• [What is being asked]: Quote all lines below exactly. Images stay out.

• [Supplied information]:

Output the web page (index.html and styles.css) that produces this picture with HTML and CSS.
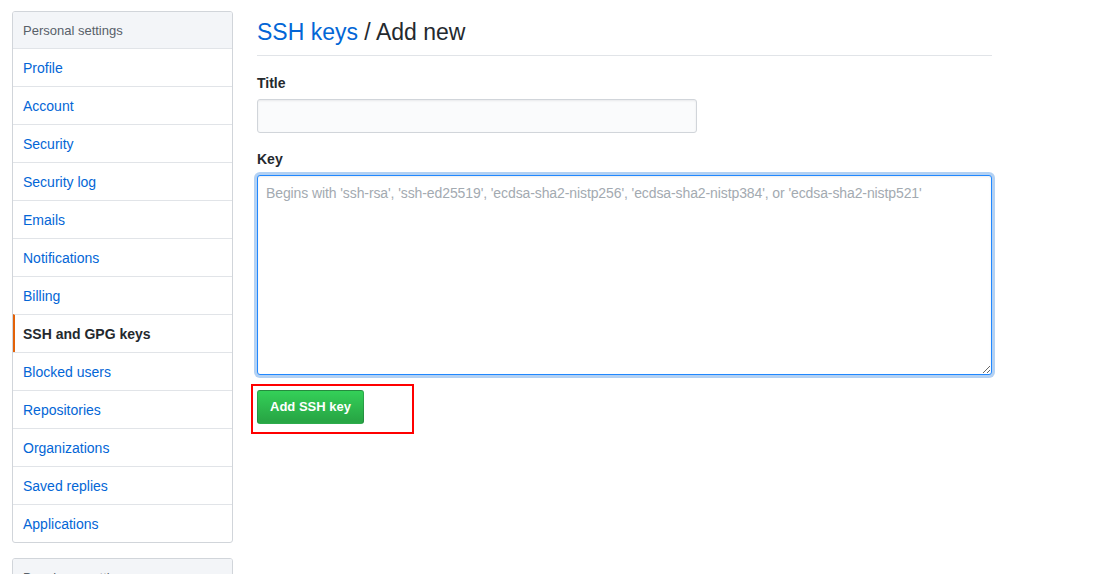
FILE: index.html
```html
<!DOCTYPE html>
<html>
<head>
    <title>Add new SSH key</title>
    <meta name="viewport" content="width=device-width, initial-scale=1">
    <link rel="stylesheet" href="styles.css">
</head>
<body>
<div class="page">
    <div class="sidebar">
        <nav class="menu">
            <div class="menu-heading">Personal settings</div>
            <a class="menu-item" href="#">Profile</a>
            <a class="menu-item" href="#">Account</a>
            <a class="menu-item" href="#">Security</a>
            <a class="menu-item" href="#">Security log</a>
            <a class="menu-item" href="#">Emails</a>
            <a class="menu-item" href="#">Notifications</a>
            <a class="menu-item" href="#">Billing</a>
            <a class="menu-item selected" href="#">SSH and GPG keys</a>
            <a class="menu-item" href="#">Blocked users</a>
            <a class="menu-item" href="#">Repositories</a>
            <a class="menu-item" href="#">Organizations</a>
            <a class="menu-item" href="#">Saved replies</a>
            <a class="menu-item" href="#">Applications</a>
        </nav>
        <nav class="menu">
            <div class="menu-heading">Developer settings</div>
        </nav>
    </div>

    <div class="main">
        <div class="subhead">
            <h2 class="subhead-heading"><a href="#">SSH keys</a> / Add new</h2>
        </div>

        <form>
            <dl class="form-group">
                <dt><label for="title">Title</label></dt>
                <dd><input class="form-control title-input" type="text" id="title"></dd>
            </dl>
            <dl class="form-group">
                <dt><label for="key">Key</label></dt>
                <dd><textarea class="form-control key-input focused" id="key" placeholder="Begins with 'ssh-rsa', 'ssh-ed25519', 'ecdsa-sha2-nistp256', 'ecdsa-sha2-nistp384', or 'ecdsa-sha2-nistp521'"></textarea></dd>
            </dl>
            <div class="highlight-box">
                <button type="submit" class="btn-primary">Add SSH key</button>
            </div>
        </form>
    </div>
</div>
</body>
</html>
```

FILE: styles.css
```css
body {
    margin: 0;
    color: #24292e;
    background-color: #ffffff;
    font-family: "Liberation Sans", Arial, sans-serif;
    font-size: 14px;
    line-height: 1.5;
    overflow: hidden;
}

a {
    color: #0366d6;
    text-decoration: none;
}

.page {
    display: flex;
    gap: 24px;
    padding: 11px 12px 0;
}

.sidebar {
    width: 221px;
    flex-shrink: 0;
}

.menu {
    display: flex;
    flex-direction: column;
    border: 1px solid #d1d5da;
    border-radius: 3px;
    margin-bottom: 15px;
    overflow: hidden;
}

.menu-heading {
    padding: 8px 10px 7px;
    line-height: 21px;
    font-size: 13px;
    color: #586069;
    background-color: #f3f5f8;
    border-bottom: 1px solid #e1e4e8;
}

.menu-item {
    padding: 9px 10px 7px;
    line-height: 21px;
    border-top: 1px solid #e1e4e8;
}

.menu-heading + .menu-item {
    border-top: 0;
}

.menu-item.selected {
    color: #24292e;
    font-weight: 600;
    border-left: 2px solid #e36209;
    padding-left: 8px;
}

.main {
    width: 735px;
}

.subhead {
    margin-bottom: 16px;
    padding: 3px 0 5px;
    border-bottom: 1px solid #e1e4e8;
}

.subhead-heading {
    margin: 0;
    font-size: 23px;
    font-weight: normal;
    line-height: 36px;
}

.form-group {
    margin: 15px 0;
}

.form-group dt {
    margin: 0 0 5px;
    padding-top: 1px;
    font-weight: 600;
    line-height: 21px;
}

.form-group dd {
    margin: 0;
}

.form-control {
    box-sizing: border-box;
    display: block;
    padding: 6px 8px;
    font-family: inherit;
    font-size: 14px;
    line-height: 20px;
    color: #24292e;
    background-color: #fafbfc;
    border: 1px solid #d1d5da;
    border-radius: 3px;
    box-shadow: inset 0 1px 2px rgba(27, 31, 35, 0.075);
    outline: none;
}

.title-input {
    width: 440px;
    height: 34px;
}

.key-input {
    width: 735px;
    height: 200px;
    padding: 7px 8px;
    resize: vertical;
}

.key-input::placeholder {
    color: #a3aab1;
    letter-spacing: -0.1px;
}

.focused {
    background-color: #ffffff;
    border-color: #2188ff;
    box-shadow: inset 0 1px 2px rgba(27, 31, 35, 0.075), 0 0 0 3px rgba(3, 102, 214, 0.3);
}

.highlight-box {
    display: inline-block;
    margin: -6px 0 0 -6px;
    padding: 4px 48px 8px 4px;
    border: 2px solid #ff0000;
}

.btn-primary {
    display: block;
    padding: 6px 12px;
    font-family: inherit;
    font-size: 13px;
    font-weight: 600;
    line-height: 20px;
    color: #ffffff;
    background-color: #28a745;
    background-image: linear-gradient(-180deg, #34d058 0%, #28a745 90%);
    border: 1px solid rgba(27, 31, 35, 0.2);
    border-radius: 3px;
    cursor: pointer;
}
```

• [Solution to the problem]:
Output the web page (index.html and styles.css) that produces this picture with HTML and CSS.
FILE: index.html
```html
<!DOCTYPE html>
<html>
<head>
    <title>Add new SSH key</title>
    <meta name="viewport" content="width=device-width, initial-scale=1">
    <link rel="stylesheet" href="styles.css">
</head>
<body>
<div class="page">
    <div class="sidebar">
        <nav class="menu">
            <div class="menu-heading">Personal settings</div>
            <a class="menu-item" href="#">Profile</a>
            <a class="menu-item" href="#">Account</a>
            <a class="menu-item" href="#">Security</a>
            <a class="menu-item" href="#">Security log</a>
            <a class="menu-item" href="#">Emails</a>
            <a class="menu-item" href="#">Notifications</a>
            <a class="menu-item" href="#">Billing</a>
            <a class="menu-item selected" href="#">SSH and GPG keys</a>
            <a class="menu-item" href="#">Blocked users</a>
            <a class="menu-item" href="#">Repositories</a>
            <a class="menu-item" href="#">Organizations</a>
            <a class="menu-item" href="#">Saved replies</a>
            <a class="menu-item" href="#">Applications</a>
        </nav>
        <nav class="menu">
            <div class="menu-heading">Developer settings</div>
        </nav>
    </div>

    <div class="main">
        <div class="subhead">
            <h2 class="subhead-heading"><a href="#">SSH keys</a> / Add new</h2>
        </div>

        <form>
            <dl class="form-group">
                <dt><label for="title">Title</label></dt>
                <dd><input class="form-control title-input" type="text" id="title"></dd>
            </dl>
            <dl class="form-group">
                <dt><label for="key">Key</label></dt>
                <dd><textarea class="form-control key-input focused" id="key" placeholder="Begins with 'ssh-rsa', 'ssh-ed25519', 'ecdsa-sha2-nistp256', 'ecdsa-sha2-nistp384', or 'ecdsa-sha2-nistp521'"></textarea></dd>
            </dl>
            <div class="highlight-box">
                <button type="submit" class="btn-primary">Add SSH key</button>
            </div>
        </form>
    </div>
</div>
</body>
</html>
```

FILE: styles.css
```css
body {
    margin: 0;
    color: #24292e;
    background-color: #ffffff;
    font-family: "Liberation Sans", Arial, sans-serif;
    font-size: 14px;
    line-height: 1.5;
    overflow: hidden;
}

a {
    color: #0366d6;
    text-decoration: none;
}

.page {
    display: flex;
    gap: 24px;
    padding: 11px 12px 0;
}

.sidebar {
    width: 221px;
    flex-shrink: 0;
}

.menu {
    display: flex;
    flex-direction: column;
    border: 1px solid #d1d5da;
    border-radius: 3px;
    margin-bottom: 15px;
    overflow: hidden;
}

.menu-heading {
    padding: 8px 10px 7px;
    line-height: 21px;
    font-size: 13px;
    color: #586069;
    background-color: #f3f5f8;
    border-bottom: 1px solid #e1e4e8;
}

.menu-item {
    padding: 9px 10px 7px;
    line-height: 21px;
    border-top: 1px solid #e1e4e8;
}

.menu-heading + .menu-item {
    border-top: 0;
}

.menu-item.selected {
    color: #24292e;
    font-weight: 600;
    border-left: 2px solid #e36209;
    padding-left: 8px;
}

.main {
    width: 735px;
}

.subhead {
    margin-bottom: 16px;
    padding: 3px 0 5px;
    border-bottom: 1px solid #e1e4e8;
}

.subhead-heading {
    margin: 0;
    font-size: 23px;
    font-weight: normal;
    line-height: 36px;
}

.form-group {
    margin: 15px 0;
}

.form-group dt {
    margin: 0 0 5px;
    padding-top: 1px;
    font-weight: 600;
    line-height: 21px;
}

.form-group dd {
    margin: 0;
}

.form-control {
    box-sizing: border-box;
    display: block;
    padding: 6px 8px;
    font-family: inherit;
    font-size: 14px;
    line-height: 20px;
    color: #24292e;
    background-color: #fafbfc;
    border: 1px solid #d1d5da;
    border-radius: 3px;
    box-shadow: inset 0 1px 2px rgba(27, 31, 35, 0.075);
    outline: none;
}

.title-input {
    width: 440px;
    height: 34px;
}

.key-input {
    width: 735px;
    height: 200px;
    padding: 7px 8px;
    resize: vertical;
}

.key-input::placeholder {
    color: #a3aab1;
    letter-spacing: -0.1px;
}

.focused {
    background-color: #ffffff;
    border-color: #2188ff;
    box-shadow: inset 0 1px 2px rgba(27, 31, 35, 0.075), 0 0 0 3px rgba(3, 102, 214, 0.3);
}

.highlight-box {
    display: inline-block;
    margin: -6px 0 0 -6px;
    padding: 4px 48px 8px 4px;
    border: 2px solid #ff0000;
}

.btn-primary {
    display: block;
    padding: 6px 12px;
    font-family: inherit;
    font-size: 13px;
    font-weight: 600;
    line-height: 20px;
    color: #ffffff;
    background-color: #28a745;
    background-image: linear-gradient(-180deg, #34d058 0%, #28a745 90%);
    border: 1px solid rgba(27, 31, 35, 0.2);
    border-radius: 3px;
    cursor: pointer;
}
```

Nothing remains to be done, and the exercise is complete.